■ **Instructions for the task**: Search the data below for "React"; list each line that holds it.

■ **Dataset extract**:
** Start **

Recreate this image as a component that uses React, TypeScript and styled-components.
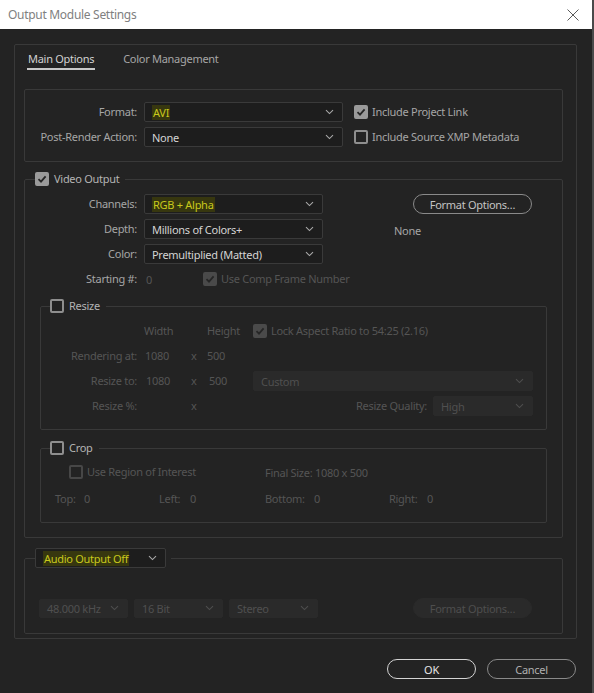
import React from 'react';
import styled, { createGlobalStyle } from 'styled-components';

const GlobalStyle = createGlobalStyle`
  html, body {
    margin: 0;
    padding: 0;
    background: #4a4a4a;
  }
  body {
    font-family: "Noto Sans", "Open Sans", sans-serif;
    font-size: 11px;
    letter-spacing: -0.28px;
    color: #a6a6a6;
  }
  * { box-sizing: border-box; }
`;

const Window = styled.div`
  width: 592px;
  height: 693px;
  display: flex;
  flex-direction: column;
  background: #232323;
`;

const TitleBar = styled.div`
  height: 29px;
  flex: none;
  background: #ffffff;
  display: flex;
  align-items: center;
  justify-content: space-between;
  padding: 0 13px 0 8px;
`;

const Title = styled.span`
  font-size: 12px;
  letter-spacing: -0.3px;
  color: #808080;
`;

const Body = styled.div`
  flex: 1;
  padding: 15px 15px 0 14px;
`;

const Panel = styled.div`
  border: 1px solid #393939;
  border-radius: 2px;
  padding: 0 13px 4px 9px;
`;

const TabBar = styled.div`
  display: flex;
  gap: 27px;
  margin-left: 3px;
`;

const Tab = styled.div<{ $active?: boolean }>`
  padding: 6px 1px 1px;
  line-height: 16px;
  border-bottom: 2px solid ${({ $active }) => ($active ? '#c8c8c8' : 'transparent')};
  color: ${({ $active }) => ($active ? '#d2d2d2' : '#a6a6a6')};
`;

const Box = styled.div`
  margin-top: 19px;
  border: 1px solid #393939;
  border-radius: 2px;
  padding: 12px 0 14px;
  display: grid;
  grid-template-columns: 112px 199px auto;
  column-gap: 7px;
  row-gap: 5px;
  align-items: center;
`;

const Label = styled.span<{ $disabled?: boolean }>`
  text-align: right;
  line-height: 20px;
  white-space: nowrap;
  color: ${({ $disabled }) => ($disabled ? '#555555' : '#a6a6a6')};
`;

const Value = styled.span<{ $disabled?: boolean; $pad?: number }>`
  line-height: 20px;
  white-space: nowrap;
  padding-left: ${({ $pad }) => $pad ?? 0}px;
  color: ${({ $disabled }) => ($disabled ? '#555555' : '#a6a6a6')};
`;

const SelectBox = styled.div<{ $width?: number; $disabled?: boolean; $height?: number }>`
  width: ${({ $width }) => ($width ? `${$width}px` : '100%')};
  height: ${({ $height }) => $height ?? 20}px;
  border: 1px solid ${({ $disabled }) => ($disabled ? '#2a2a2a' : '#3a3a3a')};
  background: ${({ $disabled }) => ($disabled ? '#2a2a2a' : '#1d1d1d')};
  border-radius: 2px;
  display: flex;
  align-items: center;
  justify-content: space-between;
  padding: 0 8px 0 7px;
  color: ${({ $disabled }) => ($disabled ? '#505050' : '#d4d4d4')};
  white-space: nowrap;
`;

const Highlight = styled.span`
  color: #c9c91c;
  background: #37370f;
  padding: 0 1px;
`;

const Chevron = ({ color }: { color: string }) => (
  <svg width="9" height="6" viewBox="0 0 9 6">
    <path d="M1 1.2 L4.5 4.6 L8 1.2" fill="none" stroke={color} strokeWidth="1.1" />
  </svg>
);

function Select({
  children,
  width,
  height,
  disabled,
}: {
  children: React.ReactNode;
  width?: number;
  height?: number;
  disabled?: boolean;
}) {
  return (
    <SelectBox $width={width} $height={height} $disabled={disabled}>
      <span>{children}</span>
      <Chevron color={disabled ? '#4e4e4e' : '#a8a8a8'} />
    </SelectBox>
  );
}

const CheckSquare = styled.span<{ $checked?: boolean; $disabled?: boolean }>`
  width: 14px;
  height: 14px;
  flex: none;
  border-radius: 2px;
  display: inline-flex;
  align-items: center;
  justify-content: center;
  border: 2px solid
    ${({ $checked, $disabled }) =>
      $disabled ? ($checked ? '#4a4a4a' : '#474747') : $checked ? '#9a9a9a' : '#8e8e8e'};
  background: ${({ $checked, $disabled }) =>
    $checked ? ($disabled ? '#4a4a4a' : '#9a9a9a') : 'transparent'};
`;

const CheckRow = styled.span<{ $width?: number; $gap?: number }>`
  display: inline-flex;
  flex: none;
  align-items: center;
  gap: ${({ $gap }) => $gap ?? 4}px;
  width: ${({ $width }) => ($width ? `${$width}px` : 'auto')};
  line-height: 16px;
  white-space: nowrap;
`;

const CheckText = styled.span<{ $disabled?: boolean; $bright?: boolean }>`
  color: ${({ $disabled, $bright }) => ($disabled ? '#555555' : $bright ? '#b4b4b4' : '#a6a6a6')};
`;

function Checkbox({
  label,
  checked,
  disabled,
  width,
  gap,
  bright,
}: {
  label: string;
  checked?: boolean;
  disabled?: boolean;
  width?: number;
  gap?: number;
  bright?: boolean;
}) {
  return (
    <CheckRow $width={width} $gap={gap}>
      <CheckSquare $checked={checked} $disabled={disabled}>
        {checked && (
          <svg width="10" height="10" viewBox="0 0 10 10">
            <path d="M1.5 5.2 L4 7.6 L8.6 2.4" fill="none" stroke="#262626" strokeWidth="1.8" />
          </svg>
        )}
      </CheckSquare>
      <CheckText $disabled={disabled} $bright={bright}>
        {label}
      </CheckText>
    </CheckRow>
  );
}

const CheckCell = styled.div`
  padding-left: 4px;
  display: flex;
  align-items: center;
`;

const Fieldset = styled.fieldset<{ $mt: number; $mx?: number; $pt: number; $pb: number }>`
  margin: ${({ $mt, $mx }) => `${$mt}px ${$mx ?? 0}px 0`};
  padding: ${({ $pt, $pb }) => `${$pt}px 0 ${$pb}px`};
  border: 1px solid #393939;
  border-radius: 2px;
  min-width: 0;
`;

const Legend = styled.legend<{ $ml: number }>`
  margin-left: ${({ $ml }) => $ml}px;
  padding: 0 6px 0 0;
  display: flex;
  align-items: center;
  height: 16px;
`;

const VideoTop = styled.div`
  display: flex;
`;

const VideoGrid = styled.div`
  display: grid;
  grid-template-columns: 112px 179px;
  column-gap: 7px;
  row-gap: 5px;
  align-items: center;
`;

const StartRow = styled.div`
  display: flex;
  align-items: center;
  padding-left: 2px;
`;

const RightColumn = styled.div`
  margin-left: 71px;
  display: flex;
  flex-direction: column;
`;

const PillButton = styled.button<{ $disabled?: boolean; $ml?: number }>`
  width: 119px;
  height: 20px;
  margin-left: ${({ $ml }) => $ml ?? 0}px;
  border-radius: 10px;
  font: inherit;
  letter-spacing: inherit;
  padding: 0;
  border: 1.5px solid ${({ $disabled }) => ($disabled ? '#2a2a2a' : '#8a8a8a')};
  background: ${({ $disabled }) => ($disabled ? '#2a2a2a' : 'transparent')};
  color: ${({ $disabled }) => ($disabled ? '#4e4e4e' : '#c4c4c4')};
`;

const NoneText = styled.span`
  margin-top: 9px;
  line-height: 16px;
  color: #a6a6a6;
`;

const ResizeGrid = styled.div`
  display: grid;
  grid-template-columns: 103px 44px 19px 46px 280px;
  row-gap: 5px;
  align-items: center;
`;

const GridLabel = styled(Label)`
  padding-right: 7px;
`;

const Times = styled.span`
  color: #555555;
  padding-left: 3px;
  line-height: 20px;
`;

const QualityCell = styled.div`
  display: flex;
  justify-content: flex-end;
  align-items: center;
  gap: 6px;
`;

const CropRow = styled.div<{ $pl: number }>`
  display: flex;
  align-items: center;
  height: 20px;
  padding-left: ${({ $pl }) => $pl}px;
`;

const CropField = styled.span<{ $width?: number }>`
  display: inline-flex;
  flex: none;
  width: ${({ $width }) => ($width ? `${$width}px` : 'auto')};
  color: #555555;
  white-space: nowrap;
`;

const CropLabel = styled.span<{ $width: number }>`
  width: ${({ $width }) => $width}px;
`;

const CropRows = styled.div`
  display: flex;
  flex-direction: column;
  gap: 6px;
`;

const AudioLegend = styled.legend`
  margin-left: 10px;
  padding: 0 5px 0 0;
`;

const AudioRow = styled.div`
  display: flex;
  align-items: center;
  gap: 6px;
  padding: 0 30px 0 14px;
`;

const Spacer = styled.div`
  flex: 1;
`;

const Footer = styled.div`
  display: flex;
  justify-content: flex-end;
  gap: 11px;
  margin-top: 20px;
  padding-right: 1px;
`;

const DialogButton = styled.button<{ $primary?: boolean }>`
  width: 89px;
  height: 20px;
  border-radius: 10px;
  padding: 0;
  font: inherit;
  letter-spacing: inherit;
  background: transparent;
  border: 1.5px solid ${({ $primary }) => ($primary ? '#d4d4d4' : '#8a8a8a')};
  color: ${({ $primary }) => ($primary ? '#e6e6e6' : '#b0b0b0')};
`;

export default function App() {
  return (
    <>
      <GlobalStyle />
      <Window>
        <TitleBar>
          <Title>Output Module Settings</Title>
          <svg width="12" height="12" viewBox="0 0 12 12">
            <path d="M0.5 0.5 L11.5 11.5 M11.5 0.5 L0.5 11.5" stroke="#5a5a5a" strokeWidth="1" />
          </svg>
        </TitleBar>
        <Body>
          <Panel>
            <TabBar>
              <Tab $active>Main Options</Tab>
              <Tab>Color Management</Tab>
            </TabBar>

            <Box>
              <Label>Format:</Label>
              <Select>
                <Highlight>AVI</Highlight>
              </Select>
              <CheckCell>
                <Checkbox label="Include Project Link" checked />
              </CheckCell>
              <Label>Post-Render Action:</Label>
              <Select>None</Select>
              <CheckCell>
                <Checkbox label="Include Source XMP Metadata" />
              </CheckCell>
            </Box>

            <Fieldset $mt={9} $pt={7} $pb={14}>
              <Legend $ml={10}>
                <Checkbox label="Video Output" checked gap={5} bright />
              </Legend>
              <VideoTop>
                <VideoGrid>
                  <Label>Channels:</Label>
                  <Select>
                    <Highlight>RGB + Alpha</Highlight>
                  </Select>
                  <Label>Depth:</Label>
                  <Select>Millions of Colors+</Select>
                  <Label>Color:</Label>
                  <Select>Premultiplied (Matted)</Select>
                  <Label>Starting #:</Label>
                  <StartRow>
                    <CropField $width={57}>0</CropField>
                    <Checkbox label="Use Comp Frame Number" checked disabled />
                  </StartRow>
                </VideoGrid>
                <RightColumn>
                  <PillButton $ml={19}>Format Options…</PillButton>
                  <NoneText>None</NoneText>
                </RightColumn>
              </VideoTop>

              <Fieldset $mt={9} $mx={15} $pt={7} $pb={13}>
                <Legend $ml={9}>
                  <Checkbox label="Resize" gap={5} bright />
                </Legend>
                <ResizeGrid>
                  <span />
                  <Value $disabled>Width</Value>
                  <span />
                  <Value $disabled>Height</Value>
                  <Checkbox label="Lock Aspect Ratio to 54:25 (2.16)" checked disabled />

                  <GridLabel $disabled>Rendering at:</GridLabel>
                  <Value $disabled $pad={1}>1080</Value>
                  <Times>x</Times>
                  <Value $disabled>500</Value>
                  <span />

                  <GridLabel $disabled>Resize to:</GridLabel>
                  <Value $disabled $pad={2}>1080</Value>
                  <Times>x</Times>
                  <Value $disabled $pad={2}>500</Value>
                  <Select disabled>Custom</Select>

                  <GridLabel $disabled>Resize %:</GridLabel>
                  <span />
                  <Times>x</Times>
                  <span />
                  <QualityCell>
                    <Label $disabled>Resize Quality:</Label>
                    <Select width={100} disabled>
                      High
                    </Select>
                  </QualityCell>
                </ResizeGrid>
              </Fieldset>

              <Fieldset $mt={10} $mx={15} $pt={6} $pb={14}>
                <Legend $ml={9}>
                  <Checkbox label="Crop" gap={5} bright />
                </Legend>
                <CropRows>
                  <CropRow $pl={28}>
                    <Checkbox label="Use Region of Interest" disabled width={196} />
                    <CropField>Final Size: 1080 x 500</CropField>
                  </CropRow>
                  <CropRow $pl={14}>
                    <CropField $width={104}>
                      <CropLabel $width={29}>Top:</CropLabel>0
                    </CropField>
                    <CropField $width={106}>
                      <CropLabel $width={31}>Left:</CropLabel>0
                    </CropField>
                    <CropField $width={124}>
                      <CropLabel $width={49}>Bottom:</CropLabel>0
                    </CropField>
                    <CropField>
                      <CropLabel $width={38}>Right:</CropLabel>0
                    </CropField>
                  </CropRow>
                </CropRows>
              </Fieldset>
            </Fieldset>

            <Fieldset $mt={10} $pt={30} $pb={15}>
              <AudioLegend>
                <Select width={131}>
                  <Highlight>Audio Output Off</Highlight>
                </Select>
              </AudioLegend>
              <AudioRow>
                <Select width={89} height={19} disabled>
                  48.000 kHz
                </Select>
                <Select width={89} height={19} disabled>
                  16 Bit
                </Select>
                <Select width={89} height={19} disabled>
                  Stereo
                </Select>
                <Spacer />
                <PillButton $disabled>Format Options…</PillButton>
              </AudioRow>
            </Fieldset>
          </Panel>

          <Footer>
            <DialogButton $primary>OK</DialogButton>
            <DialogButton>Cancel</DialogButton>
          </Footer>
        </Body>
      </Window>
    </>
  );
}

** End **

■ **Response to the task**:
Recreate this image as a component that uses React, TypeScript and styled-components.
import React from 'react';
  children: React.ReactNode;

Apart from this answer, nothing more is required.